A number of guides have already arrived on the Internet, alerting viewers to what’s true and what’s fake. The giveaway, after all, was always in the title: A Bob Dylan Story. This was never going to be a documentary with a concern for historical veracity.

And nor should we expect it to be, really. A straightforward recounting of events as they happened would somehow seem, well, out of character. Dylan doesn’t do things twice. Bell called this willed amnesia – Dylan’s commitment to a performance in the moment, and then its abandonment. Despite its success, there was never a repeat of Rolling Thunder. Bell noted:

Dylan had no patience whatever for the idea that he might, now and then, retrace his steps. The revue meant a lot to him while it was happening; when it was gone, it was gone.”

The French writer Paul Valéry claimed that an artist never finishes a poem; he merely abandons it. Dylan’s willed amnesia is a kind of rejoinder to that. At the Rolling Thunder concerts, Dylan began to reimagine and rewrite his own songs with new lyrics, melodies, and meanings. Bell observed that Dylan had been toying with this beforehand, but in 1975, it became a permanent feature. In the documentary, we see and hear the country ballad “Tonight, I’ll Be Staying Here With You” transformed into a blistering hard rock number. “A Hard Rain’s A-Gonna Fall” receives the same treatment, and a new energy. In “Tangled Up in Blue“, a change of voice, from first person to third, also seems to change everything.

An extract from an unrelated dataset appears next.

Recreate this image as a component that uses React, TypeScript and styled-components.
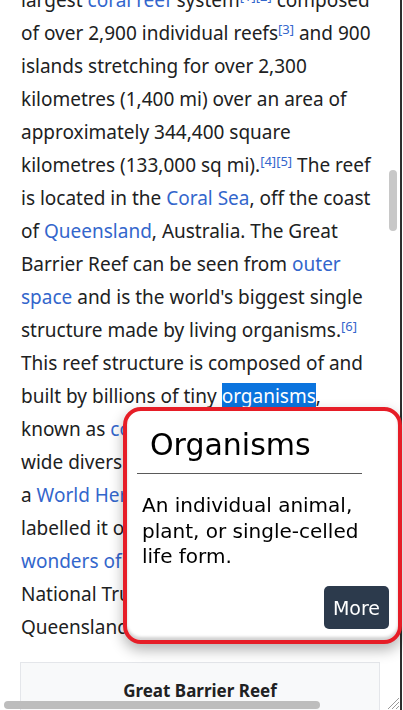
import React, { useLayoutEffect, useRef } from "react";
import styled, { createGlobalStyle } from "styled-components";

const GlobalStyle = createGlobalStyle`
  html, body {
    margin: 0;
    padding: 0;
    background: #ffffff;
    overflow: hidden;
  }
`;

const Viewport = styled.div`
  position: relative;
  width: 402px;
  height: 710px;
  box-sizing: border-box;
  border-right: 2px solid #2e2e2e;
  background: #ffffff;
`;

const Frame = styled.div`
  width: 100%;
  height: 100%;
  overflow: scroll;
  scrollbar-width: none;

  &::-webkit-scrollbar {
    display: none;
  }
`;

const Article = styled.article`
  width: 476px;
  box-sizing: border-box;
  padding: 0 0 40px 21px;
  font-family: "Noto Sans", "Open Sans", sans-serif;
  font-size: 19px;
  line-height: 33px;
  color: #202122;
`;

const Title = styled.h1`
  width: 350px;
  margin: 24px 0 12px;
  font-family: "Liberation Serif", serif;
  font-weight: normal;
  font-size: 32px;
  line-height: 40px;
  border-bottom: 1px solid #a2a9b1;
`;

const Toc = styled.nav`
  width: 350px;
  margin: 0 0 16px;
`;

const TocItem = styled.div`
  font-size: 17px;
  line-height: 30px;
  color: #3366cc;
`;

const Para = styled.p`
  width: 357px;
  margin: 0 0 18px;
`;

const Link = styled.span`
  color: #3366cc;
`;

const Ref = styled.sup`
  color: #3366cc;
  font-size: 13px;
  line-height: 1;
  vertical-align: 6px;
`;

const Mark = styled.span`
  background: #0b74de;
  color: #ffffff;
`;

const Infobox = styled.table`
  width: 360px;
  margin: 0 0 24px -1px;
  border: 1px solid #e4e6ea;
  background: #f8f9fa;
  border-collapse: collapse;
  font-size: 15px;
  line-height: 22px;
`;

const Caption = styled.th`
  padding: 17px 8px 8px;
  font-size: 17px;
  font-weight: bold;
  text-align: center;
  color: #202122;
`;

const Label = styled.th`
  width: 40%;
  padding: 6px 8px;
  text-align: left;
  vertical-align: top;
`;

const Value = styled.td`
  padding: 6px 8px;
`;

const SectionHead = styled.h2`
  width: 350px;
  margin: 24px 0 8px;
  font-family: "Liberation Serif", serif;
  font-weight: normal;
  font-size: 26px;
  line-height: 34px;
  border-bottom: 1px solid #a2a9b1;
`;

/* overlay scrollbars, drawn over the article like the browser's own */
const VThumb = styled.div`
  position: absolute;
  right: 3px;
  top: 170px;
  width: 8px;
  height: 61px;
  border-radius: 4px;
  background: #c8c8c8;
`;

const HThumb = styled.div`
  position: absolute;
  left: 4px;
  bottom: 1px;
  width: 316px;
  height: 8px;
  border-radius: 4px;
  background: #bdbdbd;
`;

const Grip = styled.svg`
  position: absolute;
  right: 0;
  bottom: 0;
  width: 17px;
  height: 17px;
`;

const Popup = styled.aside`
  position: fixed;
  left: 123px;
  top: 407px;
  width: 279px;
  height: 237px;
  box-sizing: border-box;
  border: 4px solid #e61d27;
  border-radius: 18px;
  background: #ffffff;
  box-shadow: 0 6px 14px rgba(0, 0, 0, 0.3), inset 0 -3px 3px rgba(0, 0, 0, 0.18);
  padding: 16px 9px 11px 10px;
  display: flex;
  flex-direction: column;
  font-family: "DejaVu Sans", "Noto Sans", sans-serif;
  color: #000000;
`;

const PopupTitle = styled.h3`
  margin: 0;
  padding-left: 13px;
  font-size: 30px;
  font-weight: normal;
  line-height: 36px;
`;

const Rule = styled.hr`
  width: 225px;
  margin: 10px 0 0;
  border: none;
  border-top: 1.5px solid #5a5a5a;
`;

const PopupText = styled.p`
  margin: 19px 0 0;
  padding-left: 5px;
  font-size: 20px;
  line-height: 25.5px;
`;

const Footer = styled.div`
  margin-top: auto;
  display: flex;
  justify-content: flex-end;
`;

const MoreButton = styled.button`
  width: 65px;
  height: 43px;
  padding: 0;
  border: none;
  border-radius: 5px;
  background: #2c3a4c;
  color: #ffffff;
  font-family: "DejaVu Sans", "Noto Sans", sans-serif;
  font-size: 19px;
  cursor: pointer;
`;

const tocEntries = [
  "Geology and geography", "Ecology", "Reef types", "Biodiversity", "Coral",
  "Fish", "Seabirds", "Reptiles", "Invertebrates", "Algae and seagrass",
  "Environmental threats", "Water quality", "Climate change", "Crown-of-thorns starfish",
  "Overfishing", "Shipping", "Oil", "Coral bleaching", "History", "Heritage listing",
  "Management", "Tourism", "Fishing", "Shipwrecks", "Indigenous sea country",
  "Research", "Naming", "See also", "References", "Further reading", "External links",
  "Gallery", "Notes", "Sources",
];

const infoRows: [string, string][] = [
  ["Location", "Coral Sea, Queensland, Australia"],
  ["Area", "344,400 km² (133,000 sq mi)"],
  ["Length", "2,300 km (1,400 mi)"],
  ["Reefs", "2,900"],
  ["Islands", "900"],
  ["Criteria", "Natural: vii, viii, ix, x"],
  ["Reference", "154"],
  ["Inscription", "1981 (5th Session)"],
];

const sectionText =
  "The reef is located in the Coral Sea, off the coast of Queensland in northeast Australia. It extends for more than 2,300 kilometres along the coast and covers a wide range of depths, from shallow lagoons and reef flats to the steep outer slopes that fall away into the deep ocean. Its structure is built from the calcium carbonate skeletons of countless coral polyps, laid down over many thousands of years, and the reef continues to change as sea levels rise and fall.";

export default function App() {
  const frameRef = useRef<HTMLDivElement>(null);
  const leadRef = useRef<HTMLParagraphElement>(null);

  useLayoutEffect(() => {
    const frame = frameRef.current;
    const lead = leadRef.current;
    if (frame && lead) {
      frame.scrollTop = lead.offsetTop - frame.offsetTop + 49;
      frame.scrollLeft = 0;
    }
  }, []);

  return (
    <>
      <GlobalStyle />
      <Viewport>
        <Frame ref={frameRef}>
          <Article>
            <Title>Great Barrier Reef</Title>
            <Toc>
              {tocEntries.map((entry, i) => (
                <TocItem key={entry}>
                  {i + 1} {entry}
                </TocItem>
              ))}
            </Toc>
            <Para ref={leadRef}>
              The <b>Great Barrier Reef</b> is the world's largest{" "}
              <Link>coral reef</Link> system<Ref>[1]</Ref>
              <Ref>[2]</Ref> composed of over 2,900 individual reefs
              <Ref>[3]</Ref> and 900 islands stretching for over 2,300
              kilometres (1,400 mi) over an area of approximately 344,400
              square kilometres (133,000 sq mi).<Ref>[4]</Ref>
              <Ref>[5]</Ref> The reef is located in the <Link>Coral Sea</Link>,
              off the coast of <Link>Queensland</Link>, Australia. The Great
              Barrier Reef can be seen from <Link>outer space</Link> and is the
              world's biggest single structure made by living organisms.
              <Ref>[6]</Ref> This reef structure is composed of and built by
              billions of tiny <Mark>organisms</Mark>, known as{" "}
              <Link>coral polyps</Link>. It supports a wide diversity of life
              and was chosen as a <Link>World Heritage Site</Link> in 1981.
              CNN labelled it one of the{" "}
              <Link>seven natural wonders of the world</Link>. The Queensland
              National Trust named it a state icon of Queensland.
            </Para>
            <Infobox>
              <thead>
                <tr>
                  <Caption colSpan={2}>Great Barrier Reef</Caption>
                </tr>
              </thead>
              <tbody>
                {infoRows.map(([label, value]) => (
                  <tr key={label}>
                    <Label>{label}</Label>
                    <Value>{value}</Value>
                  </tr>
                ))}
              </tbody>
            </Infobox>
            {tocEntries.slice(0, 14).map((entry) => (
              <section key={entry}>
                <SectionHead>{entry}</SectionHead>
                <Para>{sectionText}</Para>
              </section>
            ))}
          </Article>
        </Frame>
        <VThumb />
        <HThumb />
        <Grip viewBox="0 0 17 17">
          <path d="M16 5 L5 16 M16 9 L9 16 M16 13 L13 16" stroke="#9a9a9a" strokeWidth="1" />
        </Grip>
      </Viewport>
      <Popup>
        <PopupTitle>Organisms</PopupTitle>
        <Rule />
        <PopupText>An individual animal, plant, or single-celled life form.</PopupText>
        <Footer>
          <MoreButton>More</MoreButton>
        </Footer>
      </Popup>
    </>
  );
}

Willed amnesia allows Dylan to reflect, at the finish, on what remains of the tour now:

“Nothing. Not one single thing. Ashes.”

That’s true, in a sense. But it’s also true to say that Rolling Thunder Revue is a masterly addition to both Scorsese’s and Dylan’s steady work. It’s also a reminder, not that we really needed one, that no one, especially in what passes for music in today’s scene, does things like Bob Dylan. Despite his protestations, you certainly couldn’t mistake him for anyone else.

Rolling Thunder Revue: A Bob Dylan Story is streaming now on Netflix.